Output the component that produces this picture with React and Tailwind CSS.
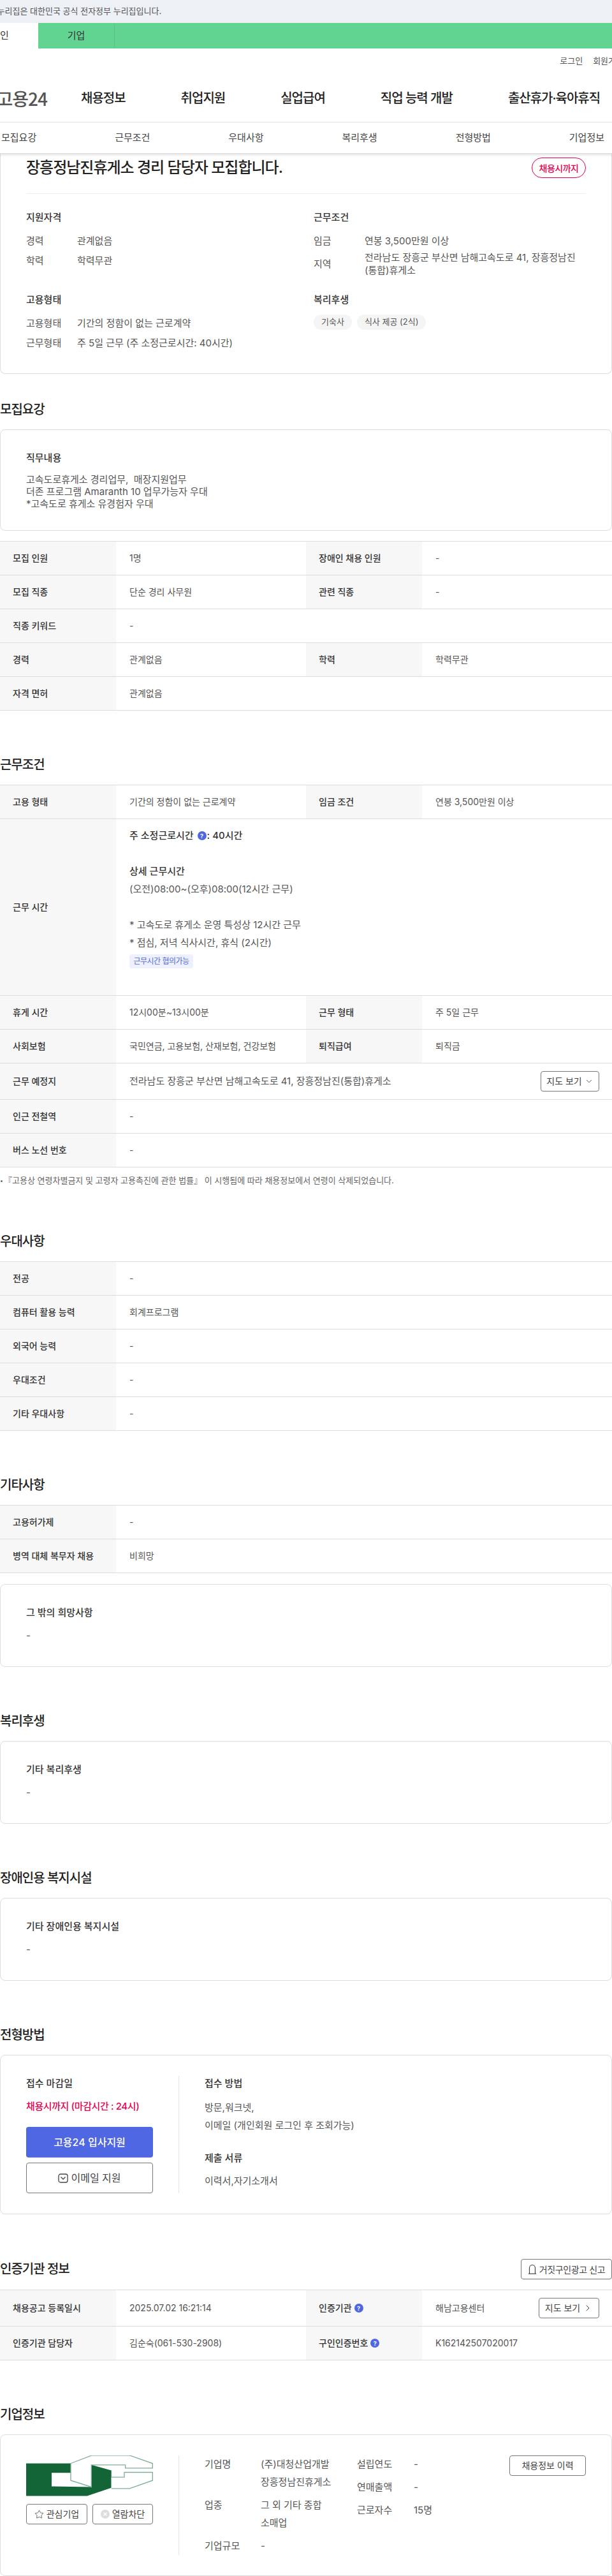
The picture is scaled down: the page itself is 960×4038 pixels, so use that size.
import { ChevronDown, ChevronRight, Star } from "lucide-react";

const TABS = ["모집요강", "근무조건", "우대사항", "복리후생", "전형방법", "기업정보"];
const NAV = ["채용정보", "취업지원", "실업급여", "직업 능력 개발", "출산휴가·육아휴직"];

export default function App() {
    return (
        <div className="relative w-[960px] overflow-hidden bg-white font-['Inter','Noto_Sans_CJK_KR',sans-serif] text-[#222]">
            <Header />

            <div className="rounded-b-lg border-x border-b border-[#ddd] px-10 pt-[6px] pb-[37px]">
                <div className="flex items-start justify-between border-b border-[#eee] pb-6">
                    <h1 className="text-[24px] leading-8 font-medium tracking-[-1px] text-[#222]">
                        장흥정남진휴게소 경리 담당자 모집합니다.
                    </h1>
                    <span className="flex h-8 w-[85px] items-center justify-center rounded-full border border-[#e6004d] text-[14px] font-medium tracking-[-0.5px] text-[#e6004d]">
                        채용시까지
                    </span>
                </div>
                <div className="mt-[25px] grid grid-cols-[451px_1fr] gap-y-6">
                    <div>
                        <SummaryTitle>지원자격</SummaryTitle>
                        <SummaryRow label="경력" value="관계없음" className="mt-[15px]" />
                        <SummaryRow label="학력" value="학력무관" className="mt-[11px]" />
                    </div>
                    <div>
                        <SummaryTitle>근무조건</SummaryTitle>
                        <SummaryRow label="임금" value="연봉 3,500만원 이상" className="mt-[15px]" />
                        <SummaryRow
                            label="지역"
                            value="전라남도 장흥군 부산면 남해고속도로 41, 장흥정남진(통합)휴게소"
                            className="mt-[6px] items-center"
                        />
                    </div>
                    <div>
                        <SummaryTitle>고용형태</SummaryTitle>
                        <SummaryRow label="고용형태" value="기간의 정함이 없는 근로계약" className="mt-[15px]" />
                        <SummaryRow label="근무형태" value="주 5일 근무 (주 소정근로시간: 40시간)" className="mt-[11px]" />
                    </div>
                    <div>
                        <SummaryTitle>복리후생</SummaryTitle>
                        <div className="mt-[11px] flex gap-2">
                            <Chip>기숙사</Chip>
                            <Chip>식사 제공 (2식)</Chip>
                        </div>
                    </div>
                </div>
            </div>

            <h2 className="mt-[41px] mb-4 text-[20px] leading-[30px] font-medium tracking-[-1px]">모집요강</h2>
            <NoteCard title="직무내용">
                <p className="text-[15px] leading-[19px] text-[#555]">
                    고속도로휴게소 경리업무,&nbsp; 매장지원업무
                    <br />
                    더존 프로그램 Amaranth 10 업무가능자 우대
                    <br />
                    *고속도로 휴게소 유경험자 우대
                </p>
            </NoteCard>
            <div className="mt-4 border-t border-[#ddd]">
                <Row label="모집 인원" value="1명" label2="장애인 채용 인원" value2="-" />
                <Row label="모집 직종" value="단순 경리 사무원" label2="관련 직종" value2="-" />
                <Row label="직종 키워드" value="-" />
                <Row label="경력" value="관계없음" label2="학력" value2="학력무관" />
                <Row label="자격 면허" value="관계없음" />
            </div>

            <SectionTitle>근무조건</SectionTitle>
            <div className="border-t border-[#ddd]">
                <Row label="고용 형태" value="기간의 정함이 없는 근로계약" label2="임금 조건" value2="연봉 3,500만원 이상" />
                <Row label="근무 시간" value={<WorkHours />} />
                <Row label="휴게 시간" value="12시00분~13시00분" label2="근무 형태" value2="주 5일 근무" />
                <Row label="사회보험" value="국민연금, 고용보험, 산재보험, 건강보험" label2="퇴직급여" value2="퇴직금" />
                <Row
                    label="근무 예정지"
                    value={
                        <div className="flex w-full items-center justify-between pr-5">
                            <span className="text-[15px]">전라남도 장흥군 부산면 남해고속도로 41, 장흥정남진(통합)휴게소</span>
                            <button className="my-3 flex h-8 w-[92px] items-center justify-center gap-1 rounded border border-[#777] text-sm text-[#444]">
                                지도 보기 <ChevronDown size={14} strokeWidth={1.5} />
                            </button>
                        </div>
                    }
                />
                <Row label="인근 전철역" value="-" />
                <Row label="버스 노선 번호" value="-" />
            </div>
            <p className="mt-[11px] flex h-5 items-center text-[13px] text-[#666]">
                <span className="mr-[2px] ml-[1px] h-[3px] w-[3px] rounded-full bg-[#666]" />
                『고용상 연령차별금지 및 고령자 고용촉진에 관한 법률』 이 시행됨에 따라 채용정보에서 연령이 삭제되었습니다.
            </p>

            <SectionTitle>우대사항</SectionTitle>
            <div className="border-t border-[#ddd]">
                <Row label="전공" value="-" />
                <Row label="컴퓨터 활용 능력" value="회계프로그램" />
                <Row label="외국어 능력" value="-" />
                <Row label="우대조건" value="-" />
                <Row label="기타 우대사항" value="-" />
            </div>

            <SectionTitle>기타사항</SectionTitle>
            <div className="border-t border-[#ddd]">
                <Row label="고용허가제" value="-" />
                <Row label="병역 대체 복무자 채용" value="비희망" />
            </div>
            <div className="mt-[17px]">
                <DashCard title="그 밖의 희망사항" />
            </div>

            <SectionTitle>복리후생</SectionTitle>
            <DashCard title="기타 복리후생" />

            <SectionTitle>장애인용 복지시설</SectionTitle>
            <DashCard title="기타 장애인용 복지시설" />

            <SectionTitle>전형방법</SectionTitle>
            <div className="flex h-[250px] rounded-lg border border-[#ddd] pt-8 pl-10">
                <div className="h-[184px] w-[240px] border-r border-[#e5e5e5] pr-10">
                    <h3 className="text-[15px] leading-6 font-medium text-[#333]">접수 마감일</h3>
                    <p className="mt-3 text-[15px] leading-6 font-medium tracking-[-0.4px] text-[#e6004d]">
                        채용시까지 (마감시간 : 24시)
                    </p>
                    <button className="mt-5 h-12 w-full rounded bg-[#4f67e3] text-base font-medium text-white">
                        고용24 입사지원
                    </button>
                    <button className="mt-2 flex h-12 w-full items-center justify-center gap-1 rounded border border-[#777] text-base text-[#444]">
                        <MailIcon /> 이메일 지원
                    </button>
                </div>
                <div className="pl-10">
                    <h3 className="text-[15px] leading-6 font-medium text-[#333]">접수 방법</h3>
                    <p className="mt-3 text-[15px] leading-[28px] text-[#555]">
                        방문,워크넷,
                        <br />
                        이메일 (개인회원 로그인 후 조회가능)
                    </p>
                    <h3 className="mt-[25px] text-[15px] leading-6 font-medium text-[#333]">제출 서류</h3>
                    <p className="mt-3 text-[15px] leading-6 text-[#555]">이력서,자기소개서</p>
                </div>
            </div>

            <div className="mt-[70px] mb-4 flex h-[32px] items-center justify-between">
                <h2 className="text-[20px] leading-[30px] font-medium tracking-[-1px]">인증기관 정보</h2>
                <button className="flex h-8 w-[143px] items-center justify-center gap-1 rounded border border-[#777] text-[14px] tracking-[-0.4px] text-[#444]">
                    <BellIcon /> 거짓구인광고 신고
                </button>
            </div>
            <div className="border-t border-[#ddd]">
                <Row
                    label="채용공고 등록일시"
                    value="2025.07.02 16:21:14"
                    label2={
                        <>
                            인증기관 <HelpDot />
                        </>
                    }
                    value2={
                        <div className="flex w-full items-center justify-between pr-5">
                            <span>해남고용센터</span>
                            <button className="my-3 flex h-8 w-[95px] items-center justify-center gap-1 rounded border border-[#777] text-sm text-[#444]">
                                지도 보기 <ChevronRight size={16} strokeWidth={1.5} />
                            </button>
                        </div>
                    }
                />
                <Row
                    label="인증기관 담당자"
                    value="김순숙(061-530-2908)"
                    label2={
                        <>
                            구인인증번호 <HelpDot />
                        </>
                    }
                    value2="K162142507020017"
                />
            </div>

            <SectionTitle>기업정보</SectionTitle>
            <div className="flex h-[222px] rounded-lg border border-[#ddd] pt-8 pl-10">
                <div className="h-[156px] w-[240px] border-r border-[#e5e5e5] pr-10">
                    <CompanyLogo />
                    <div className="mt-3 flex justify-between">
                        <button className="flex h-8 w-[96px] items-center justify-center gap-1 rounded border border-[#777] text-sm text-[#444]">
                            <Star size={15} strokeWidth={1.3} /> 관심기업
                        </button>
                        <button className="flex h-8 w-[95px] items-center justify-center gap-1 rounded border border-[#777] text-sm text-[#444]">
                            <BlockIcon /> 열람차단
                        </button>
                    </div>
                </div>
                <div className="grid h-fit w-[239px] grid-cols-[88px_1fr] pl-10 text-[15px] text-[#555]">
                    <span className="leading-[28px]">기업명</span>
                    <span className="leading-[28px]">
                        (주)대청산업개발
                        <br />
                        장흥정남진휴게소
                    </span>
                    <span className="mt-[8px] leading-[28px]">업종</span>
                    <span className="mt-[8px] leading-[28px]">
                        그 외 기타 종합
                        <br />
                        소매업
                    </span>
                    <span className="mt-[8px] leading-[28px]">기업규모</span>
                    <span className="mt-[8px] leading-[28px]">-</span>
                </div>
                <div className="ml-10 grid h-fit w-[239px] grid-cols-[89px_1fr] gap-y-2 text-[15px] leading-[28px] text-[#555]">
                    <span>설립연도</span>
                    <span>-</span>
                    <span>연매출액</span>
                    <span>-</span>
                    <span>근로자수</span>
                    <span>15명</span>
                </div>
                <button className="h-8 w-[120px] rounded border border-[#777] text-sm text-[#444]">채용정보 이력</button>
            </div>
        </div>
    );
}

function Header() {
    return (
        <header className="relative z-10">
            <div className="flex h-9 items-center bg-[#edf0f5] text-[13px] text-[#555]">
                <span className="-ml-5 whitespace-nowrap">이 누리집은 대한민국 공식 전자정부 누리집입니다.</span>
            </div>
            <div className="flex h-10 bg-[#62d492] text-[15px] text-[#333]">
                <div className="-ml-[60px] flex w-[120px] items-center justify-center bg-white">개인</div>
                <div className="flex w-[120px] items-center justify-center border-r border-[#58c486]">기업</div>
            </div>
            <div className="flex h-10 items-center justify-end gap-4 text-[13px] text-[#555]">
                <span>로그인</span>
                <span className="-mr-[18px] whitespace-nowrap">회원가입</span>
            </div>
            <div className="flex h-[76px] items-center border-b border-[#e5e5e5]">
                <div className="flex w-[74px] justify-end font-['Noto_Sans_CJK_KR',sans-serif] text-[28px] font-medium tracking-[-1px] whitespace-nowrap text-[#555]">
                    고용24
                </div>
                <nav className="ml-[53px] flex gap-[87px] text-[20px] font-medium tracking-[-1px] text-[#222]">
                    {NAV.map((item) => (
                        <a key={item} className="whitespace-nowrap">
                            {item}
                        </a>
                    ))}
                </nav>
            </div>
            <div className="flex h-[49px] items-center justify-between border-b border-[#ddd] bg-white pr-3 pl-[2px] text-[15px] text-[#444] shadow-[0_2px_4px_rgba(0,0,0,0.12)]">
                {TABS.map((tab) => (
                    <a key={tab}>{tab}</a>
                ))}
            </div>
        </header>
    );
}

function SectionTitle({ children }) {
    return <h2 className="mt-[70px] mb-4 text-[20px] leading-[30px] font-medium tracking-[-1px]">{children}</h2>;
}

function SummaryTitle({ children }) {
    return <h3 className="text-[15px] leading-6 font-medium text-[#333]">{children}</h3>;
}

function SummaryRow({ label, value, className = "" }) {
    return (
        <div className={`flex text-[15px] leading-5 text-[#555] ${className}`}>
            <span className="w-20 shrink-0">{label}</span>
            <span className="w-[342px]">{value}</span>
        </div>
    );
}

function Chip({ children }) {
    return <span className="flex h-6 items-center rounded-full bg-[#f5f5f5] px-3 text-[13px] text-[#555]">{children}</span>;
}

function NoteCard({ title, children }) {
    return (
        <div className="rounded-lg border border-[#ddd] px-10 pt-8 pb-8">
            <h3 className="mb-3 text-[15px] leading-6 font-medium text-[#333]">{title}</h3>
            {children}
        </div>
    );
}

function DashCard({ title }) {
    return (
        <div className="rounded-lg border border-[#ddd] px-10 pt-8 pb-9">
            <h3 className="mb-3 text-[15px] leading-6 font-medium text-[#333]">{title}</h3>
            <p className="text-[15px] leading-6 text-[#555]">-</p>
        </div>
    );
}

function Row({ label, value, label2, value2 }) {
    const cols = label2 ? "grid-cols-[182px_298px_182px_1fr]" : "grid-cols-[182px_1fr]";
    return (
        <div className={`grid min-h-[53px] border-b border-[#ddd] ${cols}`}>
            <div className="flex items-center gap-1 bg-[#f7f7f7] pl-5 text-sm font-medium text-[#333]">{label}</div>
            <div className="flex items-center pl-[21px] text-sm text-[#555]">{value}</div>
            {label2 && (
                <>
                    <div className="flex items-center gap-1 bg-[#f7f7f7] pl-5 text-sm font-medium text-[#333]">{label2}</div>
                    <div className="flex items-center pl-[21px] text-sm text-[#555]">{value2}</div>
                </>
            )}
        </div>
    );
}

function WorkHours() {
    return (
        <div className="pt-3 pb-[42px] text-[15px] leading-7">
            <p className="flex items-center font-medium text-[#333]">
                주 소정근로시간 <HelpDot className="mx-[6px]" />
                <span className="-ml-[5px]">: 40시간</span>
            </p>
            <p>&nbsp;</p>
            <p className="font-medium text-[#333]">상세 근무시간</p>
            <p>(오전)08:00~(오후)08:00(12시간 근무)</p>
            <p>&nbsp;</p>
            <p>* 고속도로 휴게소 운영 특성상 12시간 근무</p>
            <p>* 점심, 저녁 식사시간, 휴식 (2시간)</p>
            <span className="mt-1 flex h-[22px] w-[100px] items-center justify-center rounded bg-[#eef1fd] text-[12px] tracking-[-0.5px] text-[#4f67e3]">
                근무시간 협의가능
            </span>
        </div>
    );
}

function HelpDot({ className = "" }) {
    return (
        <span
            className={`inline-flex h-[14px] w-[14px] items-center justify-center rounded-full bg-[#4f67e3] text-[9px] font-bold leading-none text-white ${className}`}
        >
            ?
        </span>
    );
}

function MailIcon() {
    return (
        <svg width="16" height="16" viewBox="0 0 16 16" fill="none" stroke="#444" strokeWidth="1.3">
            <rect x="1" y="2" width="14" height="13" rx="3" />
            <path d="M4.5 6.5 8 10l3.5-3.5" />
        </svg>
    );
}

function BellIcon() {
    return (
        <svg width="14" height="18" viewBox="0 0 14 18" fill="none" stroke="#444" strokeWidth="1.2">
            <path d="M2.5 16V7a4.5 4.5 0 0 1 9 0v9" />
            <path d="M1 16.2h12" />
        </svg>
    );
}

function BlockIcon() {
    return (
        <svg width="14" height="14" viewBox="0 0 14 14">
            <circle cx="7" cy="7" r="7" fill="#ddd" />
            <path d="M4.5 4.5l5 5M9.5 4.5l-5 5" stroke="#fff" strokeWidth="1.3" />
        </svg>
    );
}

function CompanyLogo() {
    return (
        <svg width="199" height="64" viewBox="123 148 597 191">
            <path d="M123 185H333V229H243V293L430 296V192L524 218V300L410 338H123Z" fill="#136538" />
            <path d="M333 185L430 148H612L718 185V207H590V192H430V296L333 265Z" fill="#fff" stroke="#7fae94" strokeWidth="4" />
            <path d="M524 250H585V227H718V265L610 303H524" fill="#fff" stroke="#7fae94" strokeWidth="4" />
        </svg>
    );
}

• • • • • • •

## SHORT PROBLEM
Repeat, word for word and with no pictures, only the lines running from the beginning of the data to the line that contains "ChevronDown, ChevronRight, Star".

## EXERCISE RESPONSE
Output the component that produces this picture with React and Tailwind CSS.
The picture is scaled down: the page itself is 960×4038 pixels, so use that size.
import { ChevronDown, ChevronRight, Star } from "lucide-react";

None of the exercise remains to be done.